Physical and psychosocial prerequisites of functioning in relation to work ability and general subjective well-being among office workers
Objectives The purpose of the study was to investigate the physical and psychological prerequisites of functioning, as well as the social environment at work and personal factors, in relation to work ability and general subjective well-being in a group of office workers.
Methods The study was a descriptive cross-sectional investigation, using path analysis, of office workers. The subjects comprised 88 volunteers, 24 men and 64 women, from the same workplace [mean age 45.7 (SD 8.6) years]. The independent variables were measured using psychosocial and physical questionnaires and physical measurements. The first dependent variable, work ability, was measured by a work ability index.
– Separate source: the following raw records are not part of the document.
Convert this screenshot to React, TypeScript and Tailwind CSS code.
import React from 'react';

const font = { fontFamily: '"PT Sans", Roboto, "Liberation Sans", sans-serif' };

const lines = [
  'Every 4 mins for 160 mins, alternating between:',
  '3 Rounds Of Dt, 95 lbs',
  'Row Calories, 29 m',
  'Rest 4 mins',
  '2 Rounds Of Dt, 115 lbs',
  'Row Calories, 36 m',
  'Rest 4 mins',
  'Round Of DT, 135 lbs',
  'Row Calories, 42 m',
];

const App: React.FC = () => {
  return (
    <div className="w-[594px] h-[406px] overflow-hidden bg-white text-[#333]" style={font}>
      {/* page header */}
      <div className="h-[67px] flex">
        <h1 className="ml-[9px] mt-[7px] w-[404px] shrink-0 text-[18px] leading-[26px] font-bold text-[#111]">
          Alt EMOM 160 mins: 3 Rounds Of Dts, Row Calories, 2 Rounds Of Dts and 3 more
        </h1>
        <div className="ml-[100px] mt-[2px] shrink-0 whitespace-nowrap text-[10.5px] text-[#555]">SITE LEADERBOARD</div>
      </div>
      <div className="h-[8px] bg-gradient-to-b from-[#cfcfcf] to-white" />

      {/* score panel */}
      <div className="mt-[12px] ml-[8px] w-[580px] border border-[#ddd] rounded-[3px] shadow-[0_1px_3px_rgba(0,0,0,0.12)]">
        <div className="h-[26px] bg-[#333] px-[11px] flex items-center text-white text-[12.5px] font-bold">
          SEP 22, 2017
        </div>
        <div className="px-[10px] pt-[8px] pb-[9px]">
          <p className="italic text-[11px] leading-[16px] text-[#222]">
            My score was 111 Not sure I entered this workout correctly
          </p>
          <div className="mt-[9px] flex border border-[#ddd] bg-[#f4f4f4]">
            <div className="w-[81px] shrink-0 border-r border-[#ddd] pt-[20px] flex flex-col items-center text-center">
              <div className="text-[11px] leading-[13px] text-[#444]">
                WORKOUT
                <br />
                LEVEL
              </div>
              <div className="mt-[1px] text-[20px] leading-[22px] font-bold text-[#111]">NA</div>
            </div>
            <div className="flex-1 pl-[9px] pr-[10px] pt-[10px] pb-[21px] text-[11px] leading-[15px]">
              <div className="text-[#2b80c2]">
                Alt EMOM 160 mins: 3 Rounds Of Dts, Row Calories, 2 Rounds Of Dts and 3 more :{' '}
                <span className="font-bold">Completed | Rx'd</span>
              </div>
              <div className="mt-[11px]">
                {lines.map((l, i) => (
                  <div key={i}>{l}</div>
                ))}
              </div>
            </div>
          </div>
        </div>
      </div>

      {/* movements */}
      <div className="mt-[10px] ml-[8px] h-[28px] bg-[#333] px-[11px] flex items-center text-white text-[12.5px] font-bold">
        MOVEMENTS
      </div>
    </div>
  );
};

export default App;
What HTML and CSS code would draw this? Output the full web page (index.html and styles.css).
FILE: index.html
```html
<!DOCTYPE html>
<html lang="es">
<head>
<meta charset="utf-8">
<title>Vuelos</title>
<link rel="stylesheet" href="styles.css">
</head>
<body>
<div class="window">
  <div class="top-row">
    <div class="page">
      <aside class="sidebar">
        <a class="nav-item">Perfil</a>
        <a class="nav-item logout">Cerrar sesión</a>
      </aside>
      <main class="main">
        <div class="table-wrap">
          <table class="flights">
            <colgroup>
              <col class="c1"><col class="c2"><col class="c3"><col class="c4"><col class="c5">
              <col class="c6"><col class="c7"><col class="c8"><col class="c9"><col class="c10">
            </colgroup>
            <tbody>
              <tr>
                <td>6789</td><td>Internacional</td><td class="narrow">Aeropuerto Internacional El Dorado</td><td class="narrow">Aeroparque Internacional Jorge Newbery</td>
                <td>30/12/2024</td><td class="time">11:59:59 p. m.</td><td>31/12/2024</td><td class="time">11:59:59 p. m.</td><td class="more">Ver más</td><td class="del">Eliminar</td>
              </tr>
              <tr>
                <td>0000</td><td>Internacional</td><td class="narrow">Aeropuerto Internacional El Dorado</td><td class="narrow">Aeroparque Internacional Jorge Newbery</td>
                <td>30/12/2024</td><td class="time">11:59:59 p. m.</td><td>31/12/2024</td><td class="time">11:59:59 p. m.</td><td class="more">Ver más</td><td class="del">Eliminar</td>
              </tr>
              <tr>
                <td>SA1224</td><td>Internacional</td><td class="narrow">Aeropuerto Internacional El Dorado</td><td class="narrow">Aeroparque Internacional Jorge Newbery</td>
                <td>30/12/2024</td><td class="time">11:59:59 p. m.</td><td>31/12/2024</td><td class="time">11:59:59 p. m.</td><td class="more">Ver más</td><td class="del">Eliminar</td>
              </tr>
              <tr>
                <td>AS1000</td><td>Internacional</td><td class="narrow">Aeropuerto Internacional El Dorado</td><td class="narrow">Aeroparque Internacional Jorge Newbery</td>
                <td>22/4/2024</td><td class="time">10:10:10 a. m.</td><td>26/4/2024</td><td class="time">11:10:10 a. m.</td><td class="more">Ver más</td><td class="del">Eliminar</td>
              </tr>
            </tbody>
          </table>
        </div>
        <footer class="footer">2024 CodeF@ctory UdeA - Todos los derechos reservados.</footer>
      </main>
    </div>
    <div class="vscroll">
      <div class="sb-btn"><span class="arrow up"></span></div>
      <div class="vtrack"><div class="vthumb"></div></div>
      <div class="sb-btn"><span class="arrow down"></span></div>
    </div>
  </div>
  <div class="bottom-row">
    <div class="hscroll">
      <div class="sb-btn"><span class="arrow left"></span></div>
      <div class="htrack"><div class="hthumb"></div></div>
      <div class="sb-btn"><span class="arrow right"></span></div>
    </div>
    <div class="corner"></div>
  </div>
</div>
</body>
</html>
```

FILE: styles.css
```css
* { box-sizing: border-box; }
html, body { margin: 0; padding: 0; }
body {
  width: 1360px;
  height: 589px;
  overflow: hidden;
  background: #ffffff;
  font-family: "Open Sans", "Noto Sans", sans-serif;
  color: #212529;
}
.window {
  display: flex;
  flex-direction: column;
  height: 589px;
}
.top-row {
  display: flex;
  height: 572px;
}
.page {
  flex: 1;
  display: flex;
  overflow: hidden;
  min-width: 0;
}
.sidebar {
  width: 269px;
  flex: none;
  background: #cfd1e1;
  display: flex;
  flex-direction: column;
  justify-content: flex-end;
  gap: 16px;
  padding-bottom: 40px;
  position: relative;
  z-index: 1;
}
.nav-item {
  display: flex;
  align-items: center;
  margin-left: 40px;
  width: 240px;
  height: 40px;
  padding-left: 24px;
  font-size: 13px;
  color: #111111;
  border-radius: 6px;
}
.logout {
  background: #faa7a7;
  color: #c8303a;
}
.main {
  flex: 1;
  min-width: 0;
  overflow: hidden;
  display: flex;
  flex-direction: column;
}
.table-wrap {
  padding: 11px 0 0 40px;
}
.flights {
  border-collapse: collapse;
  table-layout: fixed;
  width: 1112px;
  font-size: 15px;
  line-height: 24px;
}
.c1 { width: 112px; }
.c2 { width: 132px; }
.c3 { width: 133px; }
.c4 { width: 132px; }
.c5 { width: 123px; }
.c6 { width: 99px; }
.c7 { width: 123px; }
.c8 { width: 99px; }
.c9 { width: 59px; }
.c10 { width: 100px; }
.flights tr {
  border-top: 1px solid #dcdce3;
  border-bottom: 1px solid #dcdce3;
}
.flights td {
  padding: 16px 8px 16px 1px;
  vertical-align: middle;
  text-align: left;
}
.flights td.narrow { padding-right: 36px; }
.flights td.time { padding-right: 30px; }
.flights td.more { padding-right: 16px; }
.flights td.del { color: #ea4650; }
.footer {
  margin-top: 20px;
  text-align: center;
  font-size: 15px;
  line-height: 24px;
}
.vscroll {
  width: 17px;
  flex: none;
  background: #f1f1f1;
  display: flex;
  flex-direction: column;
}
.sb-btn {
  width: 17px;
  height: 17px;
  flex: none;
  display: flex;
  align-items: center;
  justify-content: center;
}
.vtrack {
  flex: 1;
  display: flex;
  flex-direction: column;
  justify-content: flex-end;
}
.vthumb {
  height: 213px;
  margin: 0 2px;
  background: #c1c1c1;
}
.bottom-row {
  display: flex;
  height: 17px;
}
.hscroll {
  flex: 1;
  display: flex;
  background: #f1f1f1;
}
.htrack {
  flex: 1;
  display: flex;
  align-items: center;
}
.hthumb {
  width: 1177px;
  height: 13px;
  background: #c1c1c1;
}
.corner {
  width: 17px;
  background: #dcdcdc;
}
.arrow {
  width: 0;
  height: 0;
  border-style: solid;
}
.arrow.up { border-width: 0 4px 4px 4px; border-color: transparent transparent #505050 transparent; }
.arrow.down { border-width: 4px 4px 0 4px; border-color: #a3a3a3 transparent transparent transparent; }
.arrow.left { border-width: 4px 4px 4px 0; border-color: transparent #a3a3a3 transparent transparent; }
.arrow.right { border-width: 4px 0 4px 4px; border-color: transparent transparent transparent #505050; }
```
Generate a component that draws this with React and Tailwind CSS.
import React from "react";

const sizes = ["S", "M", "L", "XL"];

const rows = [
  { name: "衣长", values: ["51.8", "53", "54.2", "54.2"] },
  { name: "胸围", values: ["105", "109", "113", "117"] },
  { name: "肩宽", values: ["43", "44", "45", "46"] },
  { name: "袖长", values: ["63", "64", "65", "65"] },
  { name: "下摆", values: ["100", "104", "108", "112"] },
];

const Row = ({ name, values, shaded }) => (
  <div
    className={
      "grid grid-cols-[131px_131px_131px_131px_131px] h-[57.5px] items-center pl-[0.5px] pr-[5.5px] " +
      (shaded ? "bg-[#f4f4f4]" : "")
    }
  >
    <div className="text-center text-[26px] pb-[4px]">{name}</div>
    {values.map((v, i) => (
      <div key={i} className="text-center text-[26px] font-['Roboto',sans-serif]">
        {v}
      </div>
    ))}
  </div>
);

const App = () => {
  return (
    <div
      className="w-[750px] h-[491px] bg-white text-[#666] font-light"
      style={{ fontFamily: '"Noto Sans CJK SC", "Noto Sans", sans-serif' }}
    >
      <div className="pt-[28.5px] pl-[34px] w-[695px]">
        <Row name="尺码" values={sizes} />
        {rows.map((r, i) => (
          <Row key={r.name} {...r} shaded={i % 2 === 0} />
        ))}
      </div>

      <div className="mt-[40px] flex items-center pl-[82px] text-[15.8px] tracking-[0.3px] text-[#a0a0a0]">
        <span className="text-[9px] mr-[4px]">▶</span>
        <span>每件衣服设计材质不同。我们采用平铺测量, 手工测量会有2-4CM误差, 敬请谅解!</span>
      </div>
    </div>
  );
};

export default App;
The second dependent variable, general subjective well-being, was assessed by life satisfaction and meaning of life. The variables were structured according to a modified version of the International Classification of Functioning, Disability and Health.
Results Forward flexion of the spine, intensity of musculoskeletal symptoms, self-confidence, and mental stress at work explained 58% of work ability and had indirect effects on general subjective well-being. Self-confidence, mood, and work ability had a direct effect on general subjective well-being. The model developed explained 68% of general subjective well-being. Age played a significant role in this study population.
Conclusions The prerequisites of physical functioning are important in maintaining work ability, particularly among aging workers, and psychological prerequisites of functioning are of even greater importance in maintaining general subjective well-being.